Material provided:
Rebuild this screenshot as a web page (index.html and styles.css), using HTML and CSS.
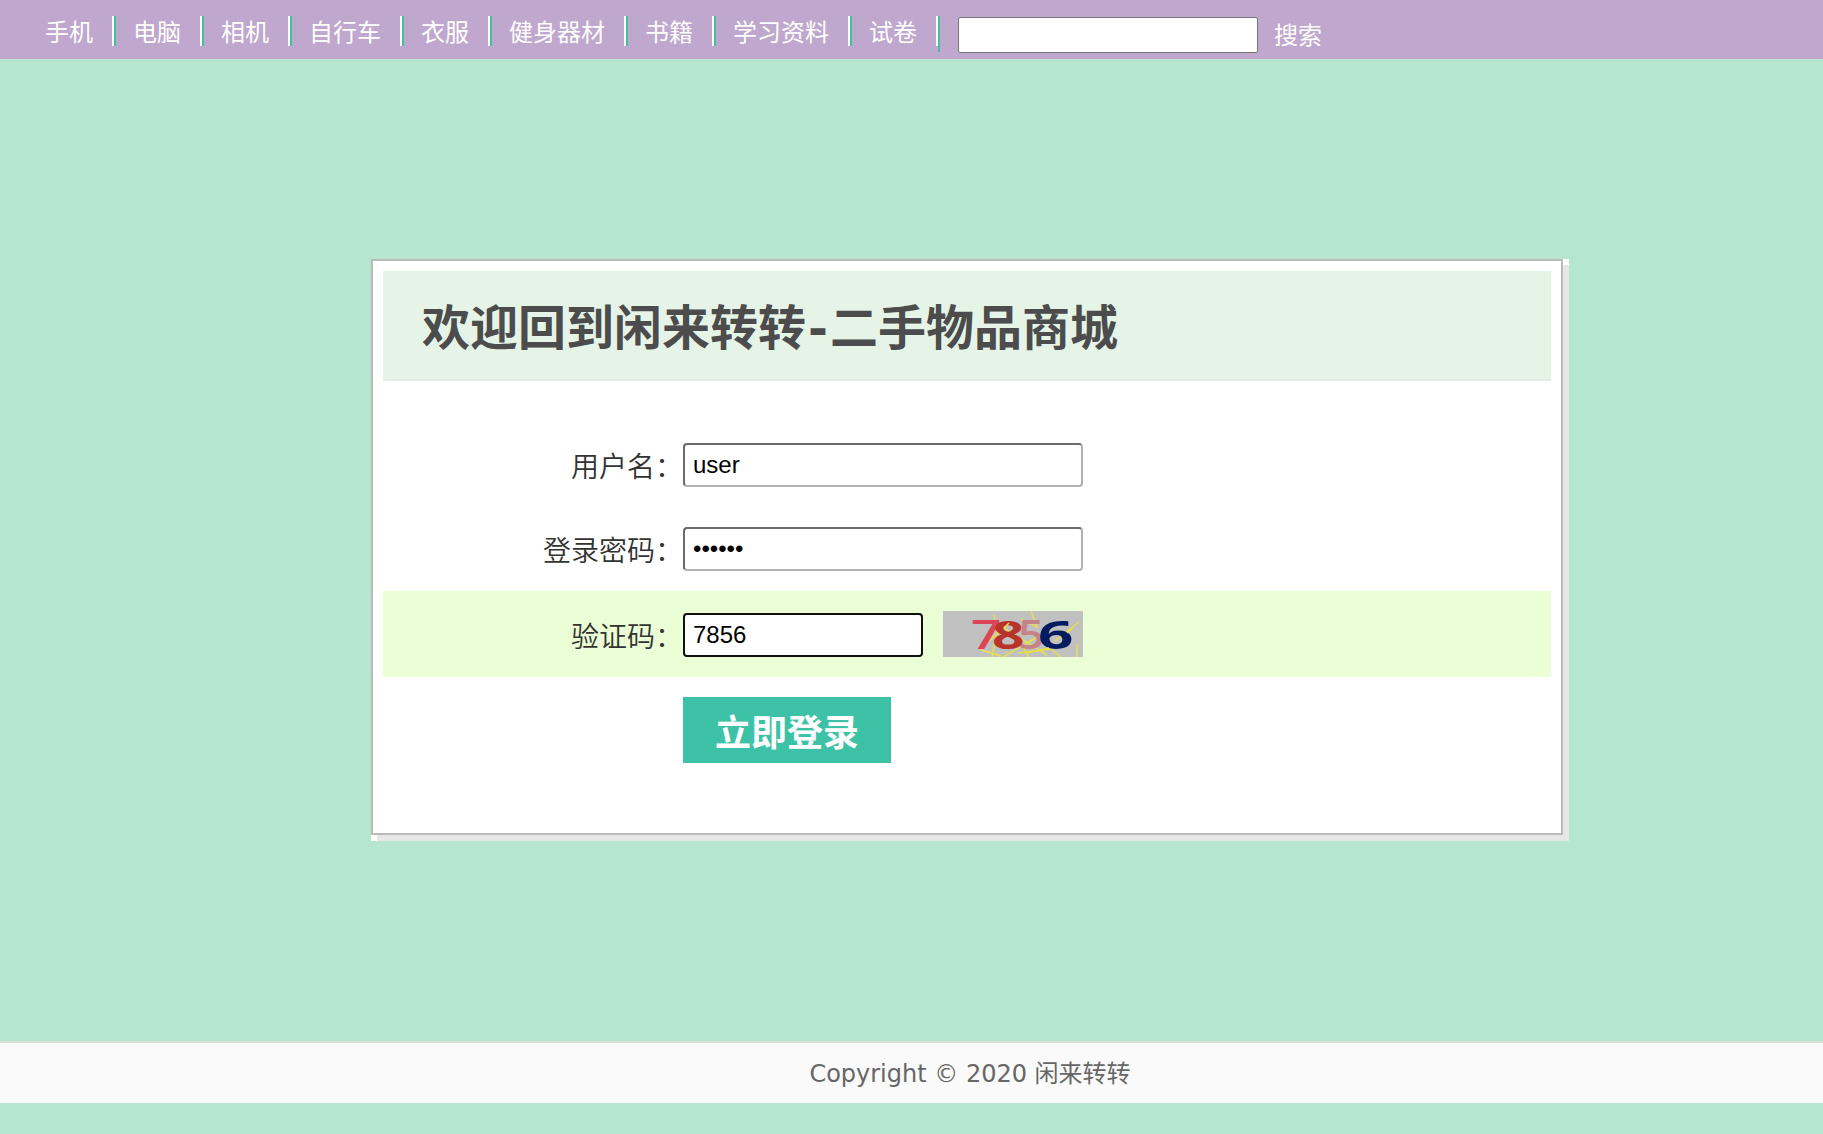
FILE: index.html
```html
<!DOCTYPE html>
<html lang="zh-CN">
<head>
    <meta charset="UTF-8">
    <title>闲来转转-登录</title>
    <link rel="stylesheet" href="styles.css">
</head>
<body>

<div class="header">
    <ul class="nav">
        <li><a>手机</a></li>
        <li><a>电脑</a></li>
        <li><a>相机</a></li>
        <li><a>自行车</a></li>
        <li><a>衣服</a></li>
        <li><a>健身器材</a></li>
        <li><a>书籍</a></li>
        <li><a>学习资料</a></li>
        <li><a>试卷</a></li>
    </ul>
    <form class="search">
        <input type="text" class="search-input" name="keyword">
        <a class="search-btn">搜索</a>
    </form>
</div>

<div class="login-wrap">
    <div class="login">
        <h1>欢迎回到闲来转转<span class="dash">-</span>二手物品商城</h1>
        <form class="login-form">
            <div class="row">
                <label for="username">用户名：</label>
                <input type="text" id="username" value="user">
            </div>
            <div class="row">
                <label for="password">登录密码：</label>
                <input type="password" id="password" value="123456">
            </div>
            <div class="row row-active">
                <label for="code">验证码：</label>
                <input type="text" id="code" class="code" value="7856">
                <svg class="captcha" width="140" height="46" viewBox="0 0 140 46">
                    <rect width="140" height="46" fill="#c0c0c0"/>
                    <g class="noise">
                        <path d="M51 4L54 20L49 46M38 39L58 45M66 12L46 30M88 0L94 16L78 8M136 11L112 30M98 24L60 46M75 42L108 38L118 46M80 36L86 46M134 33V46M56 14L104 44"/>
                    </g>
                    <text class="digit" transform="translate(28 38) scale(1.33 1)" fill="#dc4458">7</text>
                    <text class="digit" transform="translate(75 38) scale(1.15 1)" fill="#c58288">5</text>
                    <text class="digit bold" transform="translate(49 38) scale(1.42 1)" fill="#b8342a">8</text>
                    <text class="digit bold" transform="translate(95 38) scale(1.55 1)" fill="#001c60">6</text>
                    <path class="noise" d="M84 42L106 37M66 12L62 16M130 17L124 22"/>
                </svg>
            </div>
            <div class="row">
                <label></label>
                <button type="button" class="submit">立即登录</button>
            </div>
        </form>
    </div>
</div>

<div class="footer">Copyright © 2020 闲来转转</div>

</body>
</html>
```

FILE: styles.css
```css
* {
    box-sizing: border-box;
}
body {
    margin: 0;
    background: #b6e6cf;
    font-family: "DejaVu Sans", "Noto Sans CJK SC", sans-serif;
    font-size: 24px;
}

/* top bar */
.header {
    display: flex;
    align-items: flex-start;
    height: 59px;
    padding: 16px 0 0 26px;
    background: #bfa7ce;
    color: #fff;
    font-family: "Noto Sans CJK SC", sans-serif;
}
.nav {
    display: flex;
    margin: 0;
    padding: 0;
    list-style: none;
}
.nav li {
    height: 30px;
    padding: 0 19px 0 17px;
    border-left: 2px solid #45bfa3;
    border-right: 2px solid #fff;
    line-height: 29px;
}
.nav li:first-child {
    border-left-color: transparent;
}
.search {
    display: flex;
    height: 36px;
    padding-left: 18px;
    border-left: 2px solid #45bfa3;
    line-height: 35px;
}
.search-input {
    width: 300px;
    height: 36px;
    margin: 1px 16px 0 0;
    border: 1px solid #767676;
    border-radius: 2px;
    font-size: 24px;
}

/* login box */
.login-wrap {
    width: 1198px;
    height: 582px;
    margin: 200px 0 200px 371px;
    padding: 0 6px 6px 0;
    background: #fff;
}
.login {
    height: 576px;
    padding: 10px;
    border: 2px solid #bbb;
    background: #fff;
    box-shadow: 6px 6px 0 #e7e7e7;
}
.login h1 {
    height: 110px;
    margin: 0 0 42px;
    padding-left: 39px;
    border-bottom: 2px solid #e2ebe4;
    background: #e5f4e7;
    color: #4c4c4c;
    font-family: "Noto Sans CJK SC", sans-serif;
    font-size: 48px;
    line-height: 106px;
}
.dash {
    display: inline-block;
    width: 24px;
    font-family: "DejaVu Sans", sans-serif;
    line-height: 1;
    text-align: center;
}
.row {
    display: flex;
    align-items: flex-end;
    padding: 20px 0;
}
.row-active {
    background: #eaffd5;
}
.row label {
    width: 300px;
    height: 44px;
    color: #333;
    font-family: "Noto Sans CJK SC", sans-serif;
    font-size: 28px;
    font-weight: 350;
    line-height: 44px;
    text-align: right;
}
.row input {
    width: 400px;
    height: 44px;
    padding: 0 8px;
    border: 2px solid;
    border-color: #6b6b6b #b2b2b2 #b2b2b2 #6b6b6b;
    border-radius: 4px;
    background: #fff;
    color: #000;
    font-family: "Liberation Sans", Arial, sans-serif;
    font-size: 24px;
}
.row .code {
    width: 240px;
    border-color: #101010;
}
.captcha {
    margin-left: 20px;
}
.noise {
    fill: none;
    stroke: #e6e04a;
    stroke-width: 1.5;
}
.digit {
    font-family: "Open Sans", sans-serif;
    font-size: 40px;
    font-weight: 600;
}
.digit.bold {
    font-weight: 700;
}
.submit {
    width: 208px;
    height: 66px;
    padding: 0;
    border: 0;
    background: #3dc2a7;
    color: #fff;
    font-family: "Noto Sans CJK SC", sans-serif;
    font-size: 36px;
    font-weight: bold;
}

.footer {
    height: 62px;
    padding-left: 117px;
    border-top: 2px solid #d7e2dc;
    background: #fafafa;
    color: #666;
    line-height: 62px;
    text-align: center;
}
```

Work to do: Give the data above again in full and unchanged, skipping the pictures.

Problem solution:
Rebuild this screenshot as a web page (index.html and styles.css), using HTML and CSS.
FILE: index.html
```html
<!DOCTYPE html>
<html lang="zh-CN">
<head>
    <meta charset="UTF-8">
    <title>闲来转转-登录</title>
    <link rel="stylesheet" href="styles.css">
</head>
<body>

<div class="header">
    <ul class="nav">
        <li><a>手机</a></li>
        <li><a>电脑</a></li>
        <li><a>相机</a></li>
        <li><a>自行车</a></li>
        <li><a>衣服</a></li>
        <li><a>健身器材</a></li>
        <li><a>书籍</a></li>
        <li><a>学习资料</a></li>
        <li><a>试卷</a></li>
    </ul>
    <form class="search">
        <input type="text" class="search-input" name="keyword">
        <a class="search-btn">搜索</a>
    </form>
</div>

<div class="login-wrap">
    <div class="login">
        <h1>欢迎回到闲来转转<span class="dash">-</span>二手物品商城</h1>
        <form class="login-form">
            <div class="row">
                <label for="username">用户名：</label>
                <input type="text" id="username" value="user">
            </div>
            <div class="row">
                <label for="password">登录密码：</label>
                <input type="password" id="password" value="123456">
            </div>
            <div class="row row-active">
                <label for="code">验证码：</label>
                <input type="text" id="code" class="code" value="7856">
                <svg class="captcha" width="140" height="46" viewBox="0 0 140 46">
                    <rect width="140" height="46" fill="#c0c0c0"/>
                    <g class="noise">
                        <path d="M51 4L54 20L49 46M38 39L58 45M66 12L46 30M88 0L94 16L78 8M136 11L112 30M98 24L60 46M75 42L108 38L118 46M80 36L86 46M134 33V46M56 14L104 44"/>
                    </g>
                    <text class="digit" transform="translate(28 38) scale(1.33 1)" fill="#dc4458">7</text>
                    <text class="digit" transform="translate(75 38) scale(1.15 1)" fill="#c58288">5</text>
                    <text class="digit bold" transform="translate(49 38) scale(1.42 1)" fill="#b8342a">8</text>
                    <text class="digit bold" transform="translate(95 38) scale(1.55 1)" fill="#001c60">6</text>
                    <path class="noise" d="M84 42L106 37M66 12L62 16M130 17L124 22"/>
                </svg>
            </div>
            <div class="row">
                <label></label>
                <button type="button" class="submit">立即登录</button>
            </div>
        </form>
    </div>
</div>

<div class="footer">Copyright © 2020 闲来转转</div>

</body>
</html>
```

FILE: styles.css
```css
* {
    box-sizing: border-box;
}
body {
    margin: 0;
    background: #b6e6cf;
    font-family: "DejaVu Sans", "Noto Sans CJK SC", sans-serif;
    font-size: 24px;
}

/* top bar */
.header {
    display: flex;
    align-items: flex-start;
    height: 59px;
    padding: 16px 0 0 26px;
    background: #bfa7ce;
    color: #fff;
    font-family: "Noto Sans CJK SC", sans-serif;
}
.nav {
    display: flex;
    margin: 0;
    padding: 0;
    list-style: none;
}
.nav li {
    height: 30px;
    padding: 0 19px 0 17px;
    border-left: 2px solid #45bfa3;
    border-right: 2px solid #fff;
    line-height: 29px;
}
.nav li:first-child {
    border-left-color: transparent;
}
.search {
    display: flex;
    height: 36px;
    padding-left: 18px;
    border-left: 2px solid #45bfa3;
    line-height: 35px;
}
.search-input {
    width: 300px;
    height: 36px;
    margin: 1px 16px 0 0;
    border: 1px solid #767676;
    border-radius: 2px;
    font-size: 24px;
}

/* login box */
.login-wrap {
    width: 1198px;
    height: 582px;
    margin: 200px 0 200px 371px;
    padding: 0 6px 6px 0;
    background: #fff;
}
.login {
    height: 576px;
    padding: 10px;
    border: 2px solid #bbb;
    background: #fff;
    box-shadow: 6px 6px 0 #e7e7e7;
}
.login h1 {
    height: 110px;
    margin: 0 0 42px;
    padding-left: 39px;
    border-bottom: 2px solid #e2ebe4;
    background: #e5f4e7;
    color: #4c4c4c;
    font-family: "Noto Sans CJK SC", sans-serif;
    font-size: 48px;
    line-height: 106px;
}
.dash {
    display: inline-block;
    width: 24px;
    font-family: "DejaVu Sans", sans-serif;
    line-height: 1;
    text-align: center;
}
.row {
    display: flex;
    align-items: flex-end;
    padding: 20px 0;
}
.row-active {
    background: #eaffd5;
}
.row label {
    width: 300px;
    height: 44px;
    color: #333;
    font-family: "Noto Sans CJK SC", sans-serif;
    font-size: 28px;
    font-weight: 350;
    line-height: 44px;
    text-align: right;
}
.row input {
    width: 400px;
    height: 44px;
    padding: 0 8px;
    border: 2px solid;
    border-color: #6b6b6b #b2b2b2 #b2b2b2 #6b6b6b;
    border-radius: 4px;
    background: #fff;
    color: #000;
    font-family: "Liberation Sans", Arial, sans-serif;
    font-size: 24px;
}
.row .code {
    width: 240px;
    border-color: #101010;
}
.captcha {
    margin-left: 20px;
}
.noise {
    fill: none;
    stroke: #e6e04a;
    stroke-width: 1.5;
}
.digit {
    font-family: "Open Sans", sans-serif;
    font-size: 40px;
    font-weight: 600;
}
.digit.bold {
    font-weight: 700;
}
.submit {
    width: 208px;
    height: 66px;
    padding: 0;
    border: 0;
    background: #3dc2a7;
    color: #fff;
    font-family: "Noto Sans CJK SC", sans-serif;
    font-size: 36px;
    font-weight: bold;
}

.footer {
    height: 62px;
    padding-left: 117px;
    border-top: 2px solid #d7e2dc;
    background: #fafafa;
    color: #666;
    line-height: 62px;
    text-align: center;
}
```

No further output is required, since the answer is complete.